Besides, brutality has always been a hallmark of civil wars.
The role of religion in this merciless confrontation shouldn’t be a puzzle either. History reveals as to why the Arab insurgency claims to be following fundamentalist Islam. The war in Iraq and Syria will likely last long — eventually incorporating other regional states, including oil-rich countries. Both sides are eager to offer their adherence the most powerful and long-lasting motivation. Historically, nothing has been more powerful than the idea of fighting for God. That was true in medieval Europe and is the case in today’s Middle East. Islam deeply occupies the minds of the populace. It is often understood and practiced as it was in the 9th century when its reinterpretation was frozen by a decree that an Islamic council of the time had issued.
Over the last 60 years, the Arab oppositions ran out of theoretical models on which to base their movements and justify their demand for change. In the late1940s and early 1950s, most Middle Eastern reformers accepted Western democracy as a foundation for their revolution.
When the West sided with their political and economic elites, they turned to communism for a philosophical basis and the Soviet Union for political support. In the late 1980s and early 90s, communism collapsed and the Soviet state split up. Disappointed by modern, secular models of governance, Arab oppositions turned to Islamic fundamentalism. With Islam, they thought to have found a stable and permanent base. Thus, politicized Islam was borne.
Politicized Islam does not aim to revive Islam for Islam’s sake. The vast majority of Muslims have never left Islam to warrant a return to it. Politicized Islam is the political manifestation of a radical case of opposition. It is an extreme political reaction to perpetual injustice. Politicized Islam is not a religious movement. It is a religiously based political agenda. Like any radical expression, politicized Islam is a fanatical form of opposition to repression.

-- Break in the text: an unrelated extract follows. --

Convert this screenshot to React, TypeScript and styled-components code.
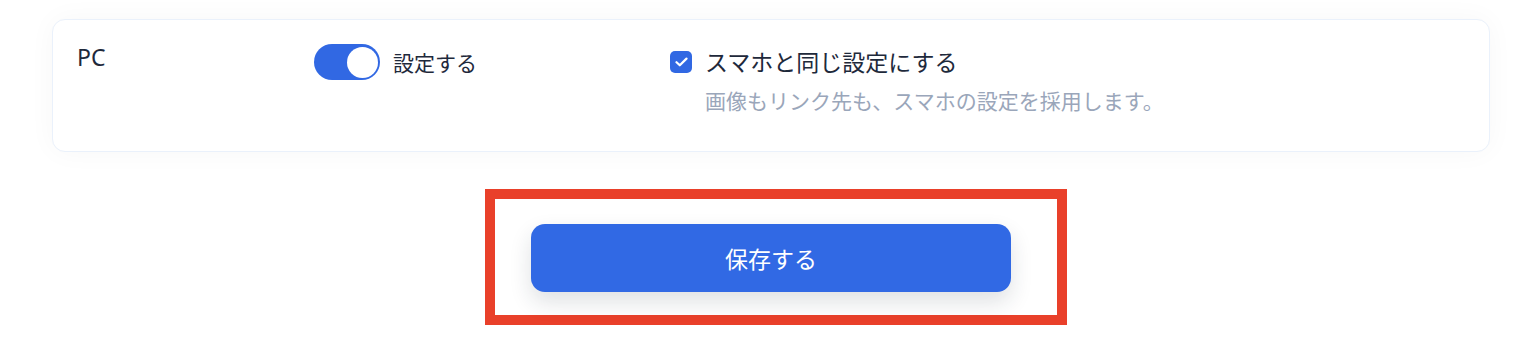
import React from "react";
import styled, { createGlobalStyle } from "styled-components";

const GlobalStyle = createGlobalStyle`
  html, body {
    margin: 0;
    padding: 0;
    background: #ffffff;
  }
  body {
    font-family: "Noto Sans", "Noto Sans CJK JP", sans-serif;
    color: #1e293b;
  }
`;

const Page = styled.div`
  display: flex;
  flex-direction: column;
  padding: 19px 40px 0 52px;
`;

const Card = styled.section`
  display: grid;
  grid-template-columns: 237px 356px 1fr;
  align-items: start;
  box-sizing: border-box;
  height: 133px;
  padding: 24px 24px 0;
  background: #ffffff;
  border: 1px solid #eaf1fb;
  border-radius: 13px;
  box-shadow: 0 0 28px rgba(15, 23, 42, 0.035);
`;

const Label = styled.div`
  font-size: 23px;
  line-height: 30px;
  margin-top: -2px;
  color: #1e293b;
`;

const SwitchRow = styled.label`
  display: flex;
  align-items: center;
  gap: 13px;
  font-size: 21px;
  color: #1e293b;
`;

const Switch = styled.span<{ $on: boolean }>`
  display: flex;
  justify-content: ${(p) => (p.$on ? "flex-end" : "flex-start")};
  align-items: center;
  box-sizing: border-box;
  width: 66px;
  height: 36px;
  padding: 0 2.5px;
  border-radius: 18px;
  background: ${(p) => (p.$on ? "#3168e3" : "#cbd5e1")};
`;

const Knob = styled.span`
  width: 31px;
  height: 31px;
  border-radius: 50%;
  background: #ffffff;
`;

const Option = styled.div`
  display: flex;
  flex-direction: column;
  gap: 13px;
  padding-top: 7px;
`;

const CheckRow = styled.label`
  display: flex;
  align-items: center;
  gap: 13px;
  font-size: 23px;
  line-height: 22px;
  color: #1e293b;
`;

const Box = styled.span`
  display: flex;
  align-items: center;
  justify-content: center;
  width: 22px;
  height: 22px;
  border-radius: 5px;
  background: #3168e3;
`;

const Help = styled.p`
  margin: 0;
  padding-left: 35px;
  font-size: 21px;
  line-height: 30px;
  color: #9aa6ba;
`;

const Actions = styled.div`
  display: flex;
  justify-content: center;
  padding-top: 37px;
`;

const Highlight = styled.div`
  display: flex;
  margin-left: 10px;
  padding: 25px 46px 23px 36px;
  border: 10px solid #e9402a;
`;

const SaveButton = styled.button`
  width: 480px;
  height: 68px;
  border: none;
  border-radius: 14px;
  background: #3169e4;
  color: #ffffff;
  font-family: "Noto Sans CJK JP", sans-serif;
  font-size: 23px;
  font-weight: 400;
  box-shadow: 0 10px 22px rgba(30, 41, 59, 0.14);
  cursor: pointer;
`;

export default function App() {
  return (
    <>
      <GlobalStyle />
      <Page>
        <Card>
          <Label>PC</Label>
          <SwitchRow>
            <Switch $on>
              <Knob />
            </Switch>
            設定する
          </SwitchRow>
          <Option>
            <CheckRow>
              <Box>
                <svg width="13" height="10" viewBox="0 0 13 10" fill="none">
                  <path
                    d="M1.5 5.2 4.8 8.3 11.5 1.6"
                    stroke="#ffffff"
                    strokeWidth="2.2"
                    strokeLinecap="round"
                    strokeLinejoin="round"
                  />
                </svg>
              </Box>
              スマホと同じ設定にする
            </CheckRow>
            <Help>画像もリンク先も、スマホの設定を採用します。</Help>
          </Option>
        </Card>
        <Actions>
          <Highlight>
            <SaveButton>保存する</SaveButton>
          </Highlight>
        </Actions>
      </Page>
    </>
  );
}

In the post-World War II era, Western leaders, despite their close relations with the regions rulers, have neglected to use their influence to induce Arab rulers to gradually change their repressive ways of governance. Had they done so, today’s catastrophic situation could have been avoided.
By cronyism, corruption, and oppression, the elites in Iraq, Syria, and Libya have caused civil wars to descend upon their people. The stress and destruction of war has also propelled tribal and religious divisions to the foreground, making the situation even more complex.
Civil wars are to be left to the people involved. Outsiders cannot solve and should not interfere in them. Foreign involvement in such wars makes the meddling party subject to retaliation.
The civil wars in the Middle East and North Africa do not threaten Western interests. If the West wishes to curb terror attacks on its territory, it must let the Arabs solve their problems by themselves. Avoiding terror assaults in democratic societies will always be difficult. If Washington continues interfering in those insurgencies, we, the American people, must be on guard not to overreact under the stress of such attacks.
We must not allow terror to compromise our values and way of life.
Observing Europe’s failure to assimilate its minority populations, I warned in an article on January 29, 2015, “… the direct danger to the West, especially Europe, does not necessarily come from homegrown Islamists. The threat comes mainly from the alienated and embittered men and women from the West itself.”
I believe I can imagine President Hollande’s pain. However, warmongering is not the answer to the calamity in Paris. My advice to Mr. Hollande and all European leaders is to persuade their people to acknowledge their minorities as their own and to let them participate fully and equally in their national lives, no matter how they look or pray.
As the misfortune in Paris demonstrated, marginalization of minorities leads to hatred and the desire for revenge.